Data shown:
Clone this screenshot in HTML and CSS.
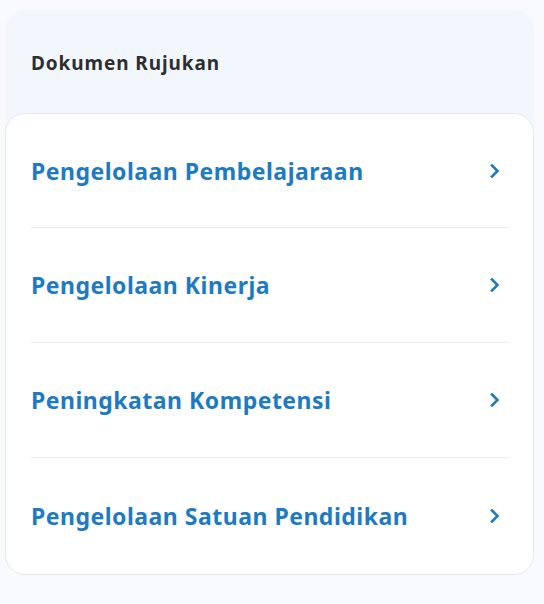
FILE: index.html
```html
<!DOCTYPE html>
<html lang="id">
<head>
<meta charset="utf-8">
<title>Dokumen Rujukan</title>
<link rel="stylesheet" href="styles.css">
</head>
<body>
<div class="page">
  <section class="panel">
    <h2 class="panel-title">Dokumen Rujukan</h2>
    <ul class="list">
      <li class="item"><a class="item-link" href="#"><span>Pengelolaan Pembelajaraan</span><svg class="chev" viewBox="0 0 10 14" width="10" height="14"><path d="M2 1.5 L7.5 7 L2 12.5"/></svg></a></li>
      <li class="item"><a class="item-link" href="#"><span>Pengelolaan Kinerja</span><svg class="chev" viewBox="0 0 10 14" width="10" height="14"><path d="M2 1.5 L7.5 7 L2 12.5"/></svg></a></li>
      <li class="item"><a class="item-link" href="#"><span>Peningkatan Kompetensi</span><svg class="chev" viewBox="0 0 10 14" width="10" height="14"><path d="M2 1.5 L7.5 7 L2 12.5"/></svg></a></li>
      <li class="item"><a class="item-link" href="#"><span>Pengelolaan Satuan Pendidikan</span><svg class="chev" viewBox="0 0 10 14" width="10" height="14"><path d="M2 1.5 L7.5 7 L2 12.5"/></svg></a></li>
    </ul>
  </section>
</div>
</body>
</html>
```
FILE: styles.css
```css
html, body {
  margin: 0;
  padding: 0;
  background: #f9fafd;
}
body {
  font-family: "Noto Sans", "Open Sans", sans-serif;
}
.page {
  padding: 10px 10px 0 5px;
}
.panel {
  width: 529px;
  background: #f2f7fe;
  border-radius: 20px;
}
.panel-title {
  margin: 0;
  padding: 40px 26px 37px;
  font-size: 19px;
  line-height: 26px;
  font-weight: 700;
  letter-spacing: 0.9px;
  color: #2e2e30;
}
.list {
  list-style: none;
  margin: 0;
  padding: 0;
  background: #ffffff;
  border: 1px solid #e6e8ec;
  border-radius: 20px;
}
.item {
  padding: 0 24px 0 25px;
}
.item-link {
  display: flex;
  align-items: center;
  justify-content: space-between;
  height: 114px;
  border-bottom: 1px solid #ebedf0;
  text-decoration: none;
  color: #1e7ac1;
  font-size: 23px;
  font-weight: 700;
  letter-spacing: 0.5px;
}
.item:first-child .item-link {
  height: 113px;
}
.item:last-child .item-link {
  border-bottom: none;
  height: 116px;
}
.chev {
  margin-right: 9px;
  fill: none;
  stroke: #1e7ac1;
  stroke-width: 2.6;
  stroke-linecap: square;
}
```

Your goal: Please write out all of the material above without changing a word, and omit any pictures.

Expected answer:
Clone this screenshot in HTML and CSS.
FILE: index.html
```html
<!DOCTYPE html>
<html lang="id">
<head>
<meta charset="utf-8">
<title>Dokumen Rujukan</title>
<link rel="stylesheet" href="styles.css">
</head>
<body>
<div class="page">
  <section class="panel">
    <h2 class="panel-title">Dokumen Rujukan</h2>
    <ul class="list">
      <li class="item"><a class="item-link" href="#"><span>Pengelolaan Pembelajaraan</span><svg class="chev" viewBox="0 0 10 14" width="10" height="14"><path d="M2 1.5 L7.5 7 L2 12.5"/></svg></a></li>
      <li class="item"><a class="item-link" href="#"><span>Pengelolaan Kinerja</span><svg class="chev" viewBox="0 0 10 14" width="10" height="14"><path d="M2 1.5 L7.5 7 L2 12.5"/></svg></a></li>
      <li class="item"><a class="item-link" href="#"><span>Peningkatan Kompetensi</span><svg class="chev" viewBox="0 0 10 14" width="10" height="14"><path d="M2 1.5 L7.5 7 L2 12.5"/></svg></a></li>
      <li class="item"><a class="item-link" href="#"><span>Pengelolaan Satuan Pendidikan</span><svg class="chev" viewBox="0 0 10 14" width="10" height="14"><path d="M2 1.5 L7.5 7 L2 12.5"/></svg></a></li>
    </ul>
  </section>
</div>
</body>
</html>
```
FILE: styles.css
```css
html, body {
  margin: 0;
  padding: 0;
  background: #f9fafd;
}
body {
  font-family: "Noto Sans", "Open Sans", sans-serif;
}
.page {
  padding: 10px 10px 0 5px;
}
.panel {
  width: 529px;
  background: #f2f7fe;
  border-radius: 20px;
}
.panel-title {
  margin: 0;
  padding: 40px 26px 37px;
  font-size: 19px;
  line-height: 26px;
  font-weight: 700;
  letter-spacing: 0.9px;
  color: #2e2e30;
}
.list {
  list-style: none;
  margin: 0;
  padding: 0;
  background: #ffffff;
  border: 1px solid #e6e8ec;
  border-radius: 20px;
}
.item {
  padding: 0 24px 0 25px;
}
.item-link {
  display: flex;
  align-items: center;
  justify-content: space-between;
  height: 114px;
  border-bottom: 1px solid #ebedf0;
  text-decoration: none;
  color: #1e7ac1;
  font-size: 23px;
  font-weight: 700;
  letter-spacing: 0.5px;
}
.item:first-child .item-link {
  height: 113px;
}
.item:last-child .item-link {
  border-bottom: none;
  height: 116px;
}
.chev {
  margin-right: 9px;
  fill: none;
  stroke: #1e7ac1;
  stroke-width: 2.6;
  stroke-linecap: square;
}
```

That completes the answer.